Unintentional hilarity abounds. Apparently standards editor Craig Whitney (whom Gawker identifies as the author) suspects that donning the mantle of blogger somehow automatically inclines an otherwise enlightened Times writer to indulge in "racist, sexist or religious bias," a temptation he feels the need to warn against.
Whitney then prescribes proscribes "any suggestion of nasty, snide, sarcastic or condescending tone," ie. "'snark'" -- the juxtaposition suggesting that an overly arch one-liner is in some way the moral equivalent of racist slur. "If something could easily fit in a satirical Web site for young adults, it probably shouldn't go into the news pages of nytimes.com," he adds. Translation: You are not Maureen Dowd.
But the strangest part of the memo is the passage explaining the difference between "personal tone and voice and unqualified personal opinion." The latter is acceptable in opinion blogs, and in the opinion pages in general, but in news blogs and news-page columns opinions must be backed up with reporting and/or hedged with alternative points of view.

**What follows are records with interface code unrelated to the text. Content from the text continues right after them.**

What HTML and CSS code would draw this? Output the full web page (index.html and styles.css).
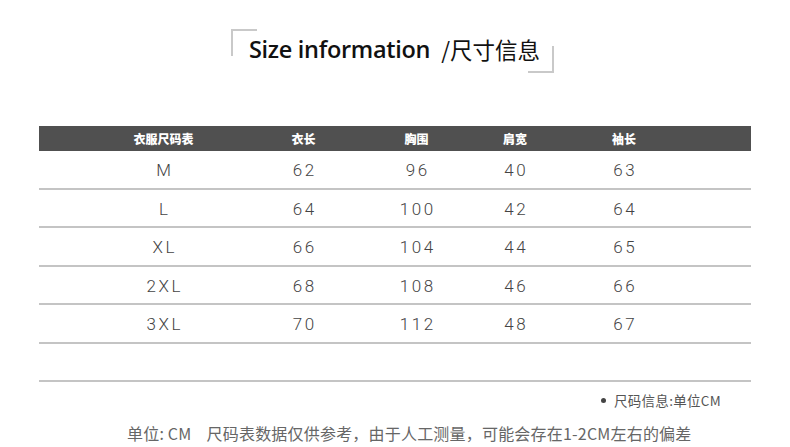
FILE: index.html
```html
<!DOCTYPE html>
<html lang="zh">
<head>
<meta charset="utf-8">
<link rel="stylesheet" href="styles.css">
</head>
<body>
<div class="page">
  <header class="title-row">
    <div class="title-box">
      <span class="title-en">Size information</span>
      <span class="title-cn">/尺寸信息</span>
    </div>
  </header>

  <div class="table">
    <div class="row head">
      <div>衣服尺码表</div><div>衣长</div><div>胸围</div><div>肩宽</div><div>袖长</div>
    </div>
    <div class="row"><div>M</div><div>62</div><div>96</div><div>40</div><div>63</div></div>
    <div class="row"><div>L</div><div>64</div><div>100</div><div>42</div><div>64</div></div>
    <div class="row"><div>XL</div><div>66</div><div>104</div><div>44</div><div>65</div></div>
    <div class="row"><div>2XL</div><div>68</div><div>108</div><div>46</div><div>66</div></div>
    <div class="row"><div>3XL</div><div>70</div><div>112</div><div>48</div><div>67</div></div>
    <div class="row"><div></div><div></div><div></div><div></div><div></div></div>
  </div>

  <div class="unit-note"><span class="dot"></span>尺码信息:单位CM</div>
  <div class="disclaimer">单位: CM&nbsp;&nbsp;&nbsp;&nbsp;尺码表数据仅供参考，由于人工测量，可能会存在1-2CM左右的偏差</div>
</div>
</body>
</html>
```

FILE: styles.css
```css
html, body {
  margin: 0;
  padding: 0;
  background: #ffffff;
}

.page {
  width: 790px;
  height: 447px;
  overflow: hidden;
  font-family: "Noto Sans", "Noto Sans CJK SC", sans-serif;
}

.title-row {
  padding-top: 29px;
  padding-left: 231px;
  height: 44px;
}

.title-box {
  position: relative;
  width: 323px;
  height: 44px;
  box-sizing: border-box;
  padding-left: 18px;
  padding-bottom: 4px;
  display: flex;
  align-items: center;
  white-space: nowrap;
}

.title-box::before,
.title-box::after {
  content: "";
  position: absolute;
  width: 24px;
  height: 25px;
  border-color: #c9c9c9;
  border-style: solid;
}

.title-box::before {
  left: 0;
  top: 0;
  border-width: 2px 0 0 2px;
}

.title-box::after {
  right: 0;
  bottom: 0;
  border-width: 0 2px 2px 0;
}

.title-en {
  font-family: "Open Sans", sans-serif;
  font-weight: 600;
  font-size: 23.5px;
  color: #111;
  letter-spacing: -0.3px;
}

.title-cn {
  margin-left: 11px;
  font-family: "Noto Sans CJK SC", sans-serif;
  font-size: 22.5px;
  color: #111;
}

.table {
  margin-top: 53px;
  margin-left: 39px;
  width: 712px;
}

.row {
  display: grid;
  grid-template-columns: 54px 141px 139px 87px 110px 108px 1fr;
  height: 38.5px;
  box-sizing: border-box;
  border-bottom: 2px solid #c4c4c4;
  align-items: center;
  padding-top: 2px;
  font-family: "Roboto", "Noto Sans", sans-serif;
  font-weight: 300;
  font-size: 17px;
  letter-spacing: 2.5px;
  color: #444;
}

.row > div {
  text-align: center;
  padding-left: 2.5px;
}

.row > div:first-child {
  grid-column: 2;
}

.row.head {
  height: 25px;
  padding-top: 0;
  border-bottom: none;
  background: #505050;
  color: #ffffff;
  font-family: "Noto Sans CJK SC", sans-serif;
  font-weight: 900;
  font-size: 12px;
  letter-spacing: 0;
}

.row.head > div {
  padding-left: 0;
}

.unit-note {
  margin-top: 9px;
  padding-right: 69px;
  display: flex;
  justify-content: flex-end;
  align-items: center;
  font-family: "Noto Sans CJK SC", sans-serif;
  font-size: 13.5px;
  letter-spacing: 0.3px;
  color: #555;
  line-height: 18px;
}

.dot {
  width: 5px;
  height: 5px;
  border-radius: 50%;
  background: #444;
  margin-right: 8px;
}

.disclaimer {
  margin-top: 14px;
  padding-left: 127px;
  font-family: "Noto Sans CJK SC", sans-serif;
  font-size: 16px;
  letter-spacing: 0.2px;
  color: #666;
  line-height: 20px;
  white-space: nowrap;
}
```
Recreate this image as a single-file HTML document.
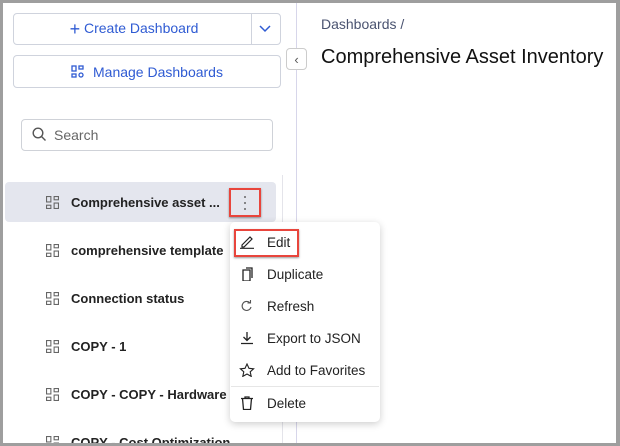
<!DOCTYPE html>
<html><head><style>
*{box-sizing:border-box;margin:0;padding:0}
body{width:620px;height:446px;background:#9e9e9e;font-family:"Liberation Sans",sans-serif;position:relative;overflow:hidden}
.page{position:absolute;left:3px;top:3px;width:613px;height:440px;background:#fff;overflow:hidden}
.a{position:absolute}
.btn{position:absolute;border:1px solid #cfd3dd;border-radius:4px;color:#2f5bd3;font-size:14px;display:flex;align-items:center;justify-content:center;background:#fff}
.row{position:absolute;left:43px;font-size:13px;font-weight:bold;color:#222;display:flex;align-items:center;height:20px}
.gi{width:13px;height:13px;margin-right:12px;display:inline-block}
.mi{position:absolute;left:236px;font-size:13.5px;color:#222;display:flex;align-items:center;height:20px}
.mi svg{margin-right:12px}
</style></head><body><div class="page">
<div class="btn" style="left:10px;top:10px;width:268px;height:32px"><span style="margin-right:26px"><span style="font-size:18px;vertical-align:-2px">+</span> Create Dashboard</span></div>
<div class="a" style="left:248px;top:11px;width:1px;height:30px;background:#cfd3dd"></div>
<svg class="a" style="left:256px;top:22px" width="12" height="8" viewBox="0 0 12 8"><path d="M1 1l5 5 5-5" stroke="#2f5bd3" stroke-width="1.5" fill="none"/></svg>
<div class="btn" style="left:10px;top:52px;width:268px;height:33px"><svg width="16" height="14" viewBox="0 0 16 14" style="margin-right:6px"><g stroke="#2f5bd3" stroke-width="1.3" fill="none"><rect x="1" y="1" width="4" height="5"/><rect x="8" y="1" width="4" height="3"/><rect x="1" y="9" width="4" height="3"/><circle cx="10" cy="10" r="2"/></g></svg>Manage Dashboards</div>
<div class="a" style="left:293px;top:0;width:1px;height:440px;background:#d7d6ea"></div>
<div class="a" style="left:279px;top:172px;width:1px;height:270px;background:#e4e4ea"></div>
<div class="btn" style="left:283px;top:45px;width:21px;height:22px;color:#555;font-size:13px;border-color:#ccc">&lsaquo;</div>
<div class="a" style="left:318px;top:13px;font-size:14px;color:#4a5370">Dashboards /</div>
<div class="a" style="left:318px;top:43px;font-size:20px;color:#111">Comprehensive Asset Inventory</div>
<div class="a" style="left:18px;top:116px;width:252px;height:32px;border:1px solid #cfd2d8;border-radius:4px"></div>
<svg class="a" style="left:29px;top:124px" width="15" height="15" viewBox="0 0 15 15"><circle cx="6" cy="6" r="4.8" stroke="#555" stroke-width="1.4" fill="none"/><path d="M9.5 9.5l4 4" stroke="#555" stroke-width="1.4"/></svg>
<div class="a" style="left:51px;top:124px;font-size:14px;color:#666">Search</div>
<div class="a" style="left:2px;top:179px;width:271px;height:40px;background:#e4e6ee;border-radius:4px"></div>
<div class="row" style="top:189px"><svg class="gi" viewBox="0 0 12 12"><g stroke="#666" fill="none"><rect x=".5" y=".5" width="4" height="5"/><rect x="7.5" y=".5" width="4" height="3"/><rect x=".5" y="8.5" width="4" height="3"/><rect x="7.5" y="6.5" width="4" height="5"/></g></svg>Comprehensive asset ...</div>
<div class="a" style="left:226px;top:185px;width:32px;height:29px;border:2px solid #e8453c;box-shadow:0 1px 2px rgba(0,0,0,.4)"></div>
<svg class="a" style="left:240px;top:192px" width="4" height="16" viewBox="0 0 4 16"><circle cx="2" cy="2" r="1" fill="#666"/><circle cx="2" cy="8" r="1" fill="#666"/><circle cx="2" cy="14" r="1" fill="#666"/></svg>
<div class="row" style="top:237px"><svg class="gi" viewBox="0 0 12 12"><g stroke="#666" fill="none"><rect x=".5" y=".5" width="4" height="5"/><rect x="7.5" y=".5" width="4" height="3"/><rect x=".5" y="8.5" width="4" height="3"/><rect x="7.5" y="6.5" width="4" height="5"/></g></svg>comprehensive template</div>
<div class="row" style="top:285px"><svg class="gi" viewBox="0 0 12 12"><g stroke="#666" fill="none"><rect x=".5" y=".5" width="4" height="5"/><rect x="7.5" y=".5" width="4" height="3"/><rect x=".5" y="8.5" width="4" height="3"/><rect x="7.5" y="6.5" width="4" height="5"/></g></svg>Connection status</div>
<div class="row" style="top:333px"><svg class="gi" viewBox="0 0 12 12"><g stroke="#666" fill="none"><rect x=".5" y=".5" width="4" height="5"/><rect x="7.5" y=".5" width="4" height="3"/><rect x=".5" y="8.5" width="4" height="3"/><rect x="7.5" y="6.5" width="4" height="5"/></g></svg>COPY - 1</div>
<div class="row" style="top:381px"><svg class="gi" viewBox="0 0 12 12"><g stroke="#666" fill="none"><rect x=".5" y=".5" width="4" height="5"/><rect x="7.5" y=".5" width="4" height="3"/><rect x=".5" y="8.5" width="4" height="3"/><rect x="7.5" y="6.5" width="4" height="5"/></g></svg>COPY - COPY - Hardware</div>
<div class="row" style="top:429px"><svg class="gi" viewBox="0 0 12 12"><g stroke="#666" fill="none"><rect x=".5" y=".5" width="4" height="5"/><rect x="7.5" y=".5" width="4" height="3"/><rect x=".5" y="8.5" width="4" height="3"/><rect x="7.5" y="6.5" width="4" height="5"/></g></svg>COPY - Cost Optimization</div>
<div class="a" style="left:227px;top:219px;width:150px;height:200px;background:#fff;border-radius:5px;box-shadow:0 2px 8px rgba(0,0,0,.2)"></div>
<div class="a" style="left:231px;top:226px;width:65px;height:28px;border:2px solid #e8453c;box-shadow:0 1px 2px rgba(0,0,0,.4)"></div>
<div class="mi" style="top:229px"><svg width="16" height="14" viewBox="0 0 16 14"><path d="M3 10l8-8 2 2-8 8H3z M1 13.3h14" stroke="#222" stroke-width="1.2" fill="none"/></svg>Edit</div>
<div class="mi" style="top:261px"><svg width="16" height="14" viewBox="0 0 16 14"><path d="M4 3h7v11H4z M7 1h6v10" stroke="#222" stroke-width="1.3" fill="none"/></svg>Duplicate</div>
<div class="mi" style="top:293px"><svg width="16" height="14" viewBox="0 0 16 14"><path d="M12 8a4.5 4.5 0 1 1-1-4 M11.5 1v3h-3" stroke="#555" stroke-width="1.1" fill="none"/></svg>Refresh</div>
<div class="mi" style="top:325px"><svg width="16" height="14" viewBox="0 0 16 14"><path d="M8 1v8 M4.5 6L8 9.5 11.5 6 M2 12.5h12" stroke="#222" stroke-width="1.3" fill="none"/></svg>Export to JSON</div>
<div class="mi" style="top:357px"><svg width="16" height="14" viewBox="0 0 16 14"><path d="M8 1l2 4.3 4.6.5-3.4 3 1 4.6L8 11 3.8 13.4l1-4.6-3.4-3L6 5.3z" stroke="#222" stroke-width="1.1" fill="none"/></svg>Add to Favorites</div>
<div class="a" style="left:228px;top:383px;width:148px;height:1px;background:#e6e6e6"></div>
<div class="mi" style="top:390px"><svg width="16" height="14" viewBox="0 0 16 14"><path d="M2 2.5h12 M6 2.5V1h4v1.5 M3.5 2.5l1 11h7l1-11" stroke="#222" stroke-width="1.3" fill="none"/></svg>Delete</div>
</div></body></html>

"So a blog or news column has to give readers the arguments and factual information that led to the writer's conclusion -- enough argument and fact on both or all sides of the issue to enable the reader to decide whether to agree or disagree. This is a fundamentally different requirement that does not apply to editorial or Op-Ed columns."
So much to unpack here! Is Whitney saying that news bloggers/columnists are allowed to express points of view as long as they're not overly persuasive about it? And, whether they're required to or not, shouldn't writers in the opinion pages also be encouraged to provide support for their arguments? Isn't that just good writing? (Dowd provides the ideal counterexample.)
Of course, this is not a new conundrum for the Times, which has been struggling for years to find a rational, comprehensible basis for its fussy distinctions about just how much opinion should be allowed where and how best to communicate those distinctions to readers. But there's something especially quaint about trying to enforce those strictures on the Web, where a typical reader has most likely arrived from an inbound link and doesn't know or care what section of the "newspaper" he's looking at, and won't stick around long enough to absorb all the earnest "on the one hand/on the other hand" B-matter.